• [SHORT PROBLEM]:
Give the data below again exactly as it stands. Omit the pictures.
⁂
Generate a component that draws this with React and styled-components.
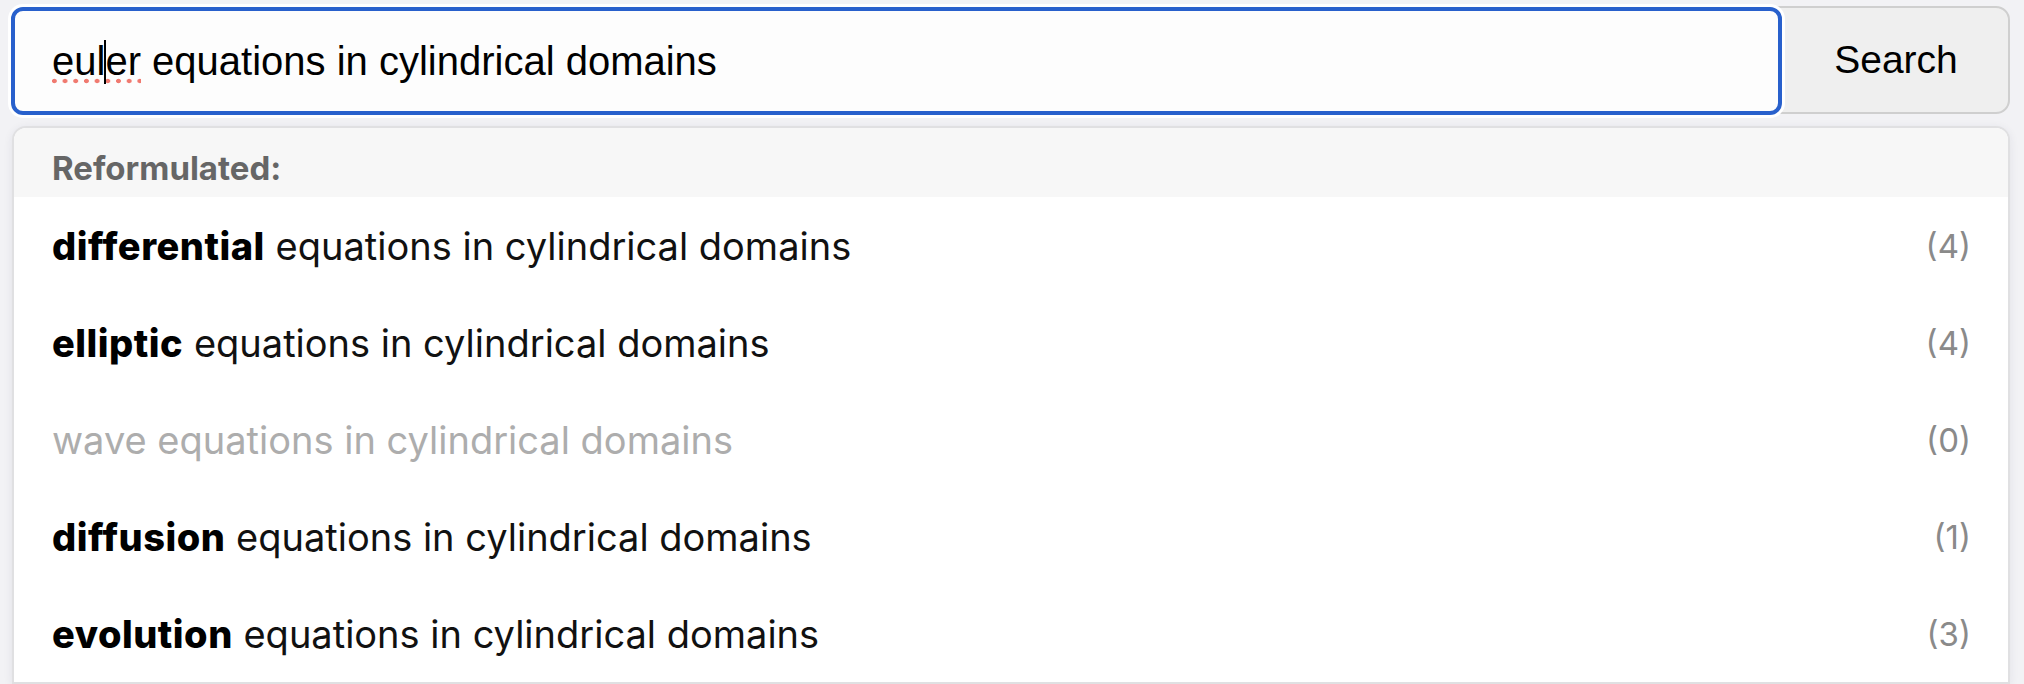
import React from "react";
import styled, { createGlobalStyle } from "styled-components";

const GlobalStyle = createGlobalStyle`
  html, body {
    margin: 0;
    padding: 0;
    background: #f2f2f5;
  }
  body {
    font-family: "Liberation Sans", Arial, sans-serif;
    color: #111;
  }
`;

const Page = styled.div`
  padding: 7px 14px 0 11px;
`;

const SearchForm = styled.form`
  display: flex;
  align-items: stretch;
  height: 108px;
  margin: 0;
`;

const QueryField = styled.div`
  flex: 1;
  position: relative;
  z-index: 1;
  display: flex;
  align-items: center;
  box-sizing: border-box;
  padding: 0 37px;
  border: 4px solid #2860cc;
  border-radius: 12px;
  background: #fdfdfd;
  box-shadow: 0 0 0 3px #ffffff;
  font-family: "Liberation Sans", Arial, sans-serif;
  font-size: 40px;
  color: #000;
  white-space: pre;
`;

const Misspelled = styled.span`
  background-image: radial-gradient(circle, #f07a70 2.1px, transparent 2.6px);
  background-size: 10.7px 6px;
  background-repeat: repeat-x;
  background-position: -3px 100%;
`;

const Caret = styled.span`
  display: inline-block;
  width: 2px;
  height: 44px;
  margin: 0 -1px;
  vertical-align: -9px;
  background: #000;
`;

const SearchButton = styled.button`
  width: 242px;
  margin: -1px 0 1px -14px;
  padding: 0 0 0 14px;
  box-sizing: border-box;
  border: 2px solid #cfcfcf;
  border-radius: 0 14px 14px 0;
  background: #efefef;
  font-family: "Liberation Sans", Arial, sans-serif;
  font-size: 39px;
  color: #000;
  cursor: pointer;
`;

const Suggestions = styled.div`
  margin: 11px 0 0 1px;
  border: 2px solid #e0e0e2;
  border-radius: 14px 14px 0 0;
  overflow: hidden;
  background: #fff;
  box-shadow: 0 2px 10px rgba(40, 40, 80, 0.08);
  font-family: Inter, "Liberation Sans", sans-serif;
`;

const SuggestionHeader = styled.div`
  height: 69px;
  box-sizing: border-box;
  padding: 20px 38px 0;
  background: #f7f7f7;
  font-size: 33px;
  font-weight: 700;
  line-height: 40px;
  color: #666;
`;

const SuggestionList = styled.ul`
  list-style: none;
  margin: 0;
  padding: 0;
`;

const SuggestionRow = styled.li`
  display: flex;
  align-items: center;
  justify-content: space-between;
  height: 97px;
  padding: 0 37px 0 38px;
  font-size: 38px;
  color: ${(p) => (p.$disabled ? "#adadad" : "#111")};
`;

const Term = styled.b`
  font-weight: ${(p) => (p.$disabled ? 400 : 800)};
  letter-spacing: ${(p) => (p.$disabled ? "0" : "0.5px")};
  color: ${(p) => (p.$disabled ? "#adadad" : "#000")};
`;

const Count = styled.span`
  font-size: 33px;
  color: #8a8a8a;
`;

const rows = [
  { term: "differential", count: 4 },
  { term: "elliptic", count: 4 },
  { term: "wave", count: 0 },
  { term: "diffusion", count: 1 },
  { term: "evolution", count: 3 },
];

export default function App() {
  return (
    <>
      <GlobalStyle />
      <Page>
        <SearchForm onSubmit={(e) => e.preventDefault()}>
          <QueryField role="textbox" aria-label="Search query">
            <Misspelled>
              eul
              <Caret />
              er
            </Misspelled>
            {" equations in cylindrical domains"}
          </QueryField>
          <SearchButton type="submit">Search</SearchButton>
        </SearchForm>
        <Suggestions>
          <SuggestionHeader>Reformulated:</SuggestionHeader>
          <SuggestionList>
            {rows.map((r) => {
              const disabled = r.count === 0;
              return (
                <SuggestionRow key={r.term} $disabled={disabled}>
                  <span>
                    <Term $disabled={disabled}>{r.term}</Term> equations in cylindrical domains
                  </span>
                  <Count>({r.count})</Count>
                </SuggestionRow>
              );
            })}
          </SuggestionList>
        </Suggestions>
      </Page>
    </>
  );
}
⁂
• [WRITTEN RESPONSE]:
Generate a component that draws this with React and styled-components.
import React from "react";
import styled, { createGlobalStyle } from "styled-components";

const GlobalStyle = createGlobalStyle`
  html, body {
    margin: 0;
    padding: 0;
    background: #f2f2f5;
  }
  body {
    font-family: "Liberation Sans", Arial, sans-serif;
    color: #111;
  }
`;

const Page = styled.div`
  padding: 7px 14px 0 11px;
`;

const SearchForm = styled.form`
  display: flex;
  align-items: stretch;
  height: 108px;
  margin: 0;
`;

const QueryField = styled.div`
  flex: 1;
  position: relative;
  z-index: 1;
  display: flex;
  align-items: center;
  box-sizing: border-box;
  padding: 0 37px;
  border: 4px solid #2860cc;
  border-radius: 12px;
  background: #fdfdfd;
  box-shadow: 0 0 0 3px #ffffff;
  font-family: "Liberation Sans", Arial, sans-serif;
  font-size: 40px;
  color: #000;
  white-space: pre;
`;

const Misspelled = styled.span`
  background-image: radial-gradient(circle, #f07a70 2.1px, transparent 2.6px);
  background-size: 10.7px 6px;
  background-repeat: repeat-x;
  background-position: -3px 100%;
`;

const Caret = styled.span`
  display: inline-block;
  width: 2px;
  height: 44px;
  margin: 0 -1px;
  vertical-align: -9px;
  background: #000;
`;

const SearchButton = styled.button`
  width: 242px;
  margin: -1px 0 1px -14px;
  padding: 0 0 0 14px;
  box-sizing: border-box;
  border: 2px solid #cfcfcf;
  border-radius: 0 14px 14px 0;
  background: #efefef;
  font-family: "Liberation Sans", Arial, sans-serif;
  font-size: 39px;
  color: #000;
  cursor: pointer;
`;

const Suggestions = styled.div`
  margin: 11px 0 0 1px;
  border: 2px solid #e0e0e2;
  border-radius: 14px 14px 0 0;
  overflow: hidden;
  background: #fff;
  box-shadow: 0 2px 10px rgba(40, 40, 80, 0.08);
  font-family: Inter, "Liberation Sans", sans-serif;
`;

const SuggestionHeader = styled.div`
  height: 69px;
  box-sizing: border-box;
  padding: 20px 38px 0;
  background: #f7f7f7;
  font-size: 33px;
  font-weight: 700;
  line-height: 40px;
  color: #666;
`;

const SuggestionList = styled.ul`
  list-style: none;
  margin: 0;
  padding: 0;
`;

const SuggestionRow = styled.li`
  display: flex;
  align-items: center;
  justify-content: space-between;
  height: 97px;
  padding: 0 37px 0 38px;
  font-size: 38px;
  color: ${(p) => (p.$disabled ? "#adadad" : "#111")};
`;

const Term = styled.b`
  font-weight: ${(p) => (p.$disabled ? 400 : 800)};
  letter-spacing: ${(p) => (p.$disabled ? "0" : "0.5px")};
  color: ${(p) => (p.$disabled ? "#adadad" : "#000")};
`;

const Count = styled.span`
  font-size: 33px;
  color: #8a8a8a;
`;

const rows = [
  { term: "differential", count: 4 },
  { term: "elliptic", count: 4 },
  { term: "wave", count: 0 },
  { term: "diffusion", count: 1 },
  { term: "evolution", count: 3 },
];

export default function App() {
  return (
    <>
      <GlobalStyle />
      <Page>
        <SearchForm onSubmit={(e) => e.preventDefault()}>
          <QueryField role="textbox" aria-label="Search query">
            <Misspelled>
              eul
              <Caret />
              er
            </Misspelled>
            {" equations in cylindrical domains"}
          </QueryField>
          <SearchButton type="submit">Search</SearchButton>
        </SearchForm>
        <Suggestions>
          <SuggestionHeader>Reformulated:</SuggestionHeader>
          <SuggestionList>
            {rows.map((r) => {
              const disabled = r.count === 0;
              return (
                <SuggestionRow key={r.term} $disabled={disabled}>
                  <span>
                    <Term $disabled={disabled}>{r.term}</Term> equations in cylindrical domains
                  </span>
                  <Count>({r.count})</Count>
                </SuggestionRow>
              );
            })}
          </SuggestionList>
        </Suggestions>
      </Page>
    </>
  );
}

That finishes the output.